## SUPPLIED DATA

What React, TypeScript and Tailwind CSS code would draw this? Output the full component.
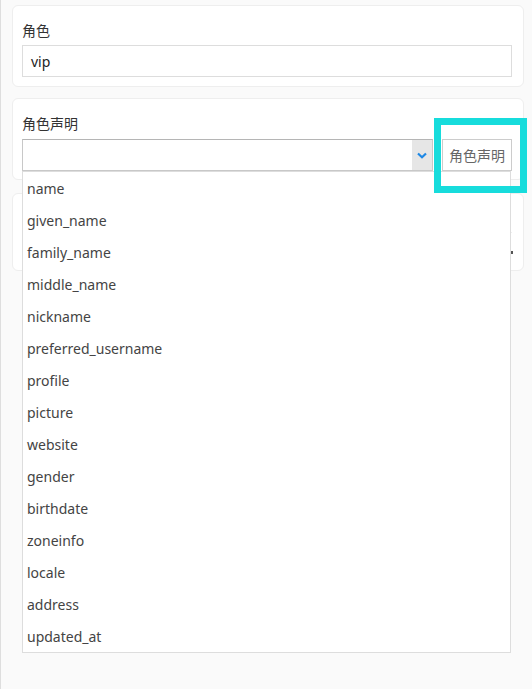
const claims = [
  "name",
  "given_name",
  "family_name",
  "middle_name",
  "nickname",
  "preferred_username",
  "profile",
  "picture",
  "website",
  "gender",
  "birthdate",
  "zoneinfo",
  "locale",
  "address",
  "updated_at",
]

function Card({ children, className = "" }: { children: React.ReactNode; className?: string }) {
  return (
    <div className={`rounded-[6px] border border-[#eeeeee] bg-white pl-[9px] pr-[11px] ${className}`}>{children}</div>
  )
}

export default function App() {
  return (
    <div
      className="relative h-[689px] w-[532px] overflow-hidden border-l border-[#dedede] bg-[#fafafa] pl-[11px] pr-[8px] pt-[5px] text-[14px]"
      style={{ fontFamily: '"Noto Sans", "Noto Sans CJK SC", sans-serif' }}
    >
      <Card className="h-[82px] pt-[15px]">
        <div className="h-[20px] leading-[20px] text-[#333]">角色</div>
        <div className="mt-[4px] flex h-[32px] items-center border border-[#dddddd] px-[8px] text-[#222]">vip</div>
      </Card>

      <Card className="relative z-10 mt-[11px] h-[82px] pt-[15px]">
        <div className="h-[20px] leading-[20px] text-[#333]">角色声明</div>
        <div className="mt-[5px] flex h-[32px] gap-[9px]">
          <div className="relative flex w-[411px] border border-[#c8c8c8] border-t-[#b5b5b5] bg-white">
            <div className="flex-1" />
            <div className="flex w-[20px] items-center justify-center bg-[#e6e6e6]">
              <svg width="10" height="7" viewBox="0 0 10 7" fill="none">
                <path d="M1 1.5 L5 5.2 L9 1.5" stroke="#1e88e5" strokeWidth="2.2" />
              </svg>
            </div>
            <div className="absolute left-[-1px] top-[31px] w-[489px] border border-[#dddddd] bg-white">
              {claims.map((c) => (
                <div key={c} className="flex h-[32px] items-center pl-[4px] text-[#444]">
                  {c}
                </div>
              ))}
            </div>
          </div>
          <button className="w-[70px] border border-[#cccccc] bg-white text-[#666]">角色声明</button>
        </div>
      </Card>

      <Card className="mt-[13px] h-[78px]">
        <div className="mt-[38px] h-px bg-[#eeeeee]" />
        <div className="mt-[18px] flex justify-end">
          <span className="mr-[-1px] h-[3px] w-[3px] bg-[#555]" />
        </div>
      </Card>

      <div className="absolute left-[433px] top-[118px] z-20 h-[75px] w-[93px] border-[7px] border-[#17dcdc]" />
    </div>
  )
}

## TASK DIRECTIONS
Your task is an exact transcription of all the data, minus the pictures.

## FINAL RESULT
What React, TypeScript and Tailwind CSS code would draw this? Output the full component.
const claims = [
  "name",
  "given_name",
  "family_name",
  "middle_name",
  "nickname",
  "preferred_username",
  "profile",
  "picture",
  "website",
  "gender",
  "birthdate",
  "zoneinfo",
  "locale",
  "address",
  "updated_at",
]

function Card({ children, className = "" }: { children: React.ReactNode; className?: string }) {
  return (
    <div className={`rounded-[6px] border border-[#eeeeee] bg-white pl-[9px] pr-[11px] ${className}`}>{children}</div>
  )
}

export default function App() {
  return (
    <div
      className="relative h-[689px] w-[532px] overflow-hidden border-l border-[#dedede] bg-[#fafafa] pl-[11px] pr-[8px] pt-[5px] text-[14px]"
      style={{ fontFamily: '"Noto Sans", "Noto Sans CJK SC", sans-serif' }}
    >
      <Card className="h-[82px] pt-[15px]">
        <div className="h-[20px] leading-[20px] text-[#333]">角色</div>
        <div className="mt-[4px] flex h-[32px] items-center border border-[#dddddd] px-[8px] text-[#222]">vip</div>
      </Card>

      <Card className="relative z-10 mt-[11px] h-[82px] pt-[15px]">
        <div className="h-[20px] leading-[20px] text-[#333]">角色声明</div>
        <div className="mt-[5px] flex h-[32px] gap-[9px]">
          <div className="relative flex w-[411px] border border-[#c8c8c8] border-t-[#b5b5b5] bg-white">
            <div className="flex-1" />
            <div className="flex w-[20px] items-center justify-center bg-[#e6e6e6]">
              <svg width="10" height="7" viewBox="0 0 10 7" fill="none">
                <path d="M1 1.5 L5 5.2 L9 1.5" stroke="#1e88e5" strokeWidth="2.2" />
              </svg>
            </div>
            <div className="absolute left-[-1px] top-[31px] w-[489px] border border-[#dddddd] bg-white">
              {claims.map((c) => (
                <div key={c} className="flex h-[32px] items-center pl-[4px] text-[#444]">
                  {c}
                </div>
              ))}
            </div>
          </div>
          <button className="w-[70px] border border-[#cccccc] bg-white text-[#666]">角色声明</button>
        </div>
      </Card>

      <Card className="mt-[13px] h-[78px]">
        <div className="mt-[38px] h-px bg-[#eeeeee]" />
        <div className="mt-[18px] flex justify-end">
          <span className="mr-[-1px] h-[3px] w-[3px] bg-[#555]" />
        </div>
      </Card>

      <div className="absolute left-[433px] top-[118px] z-20 h-[75px] w-[93px] border-[7px] border-[#17dcdc]" />
    </div>
  )
}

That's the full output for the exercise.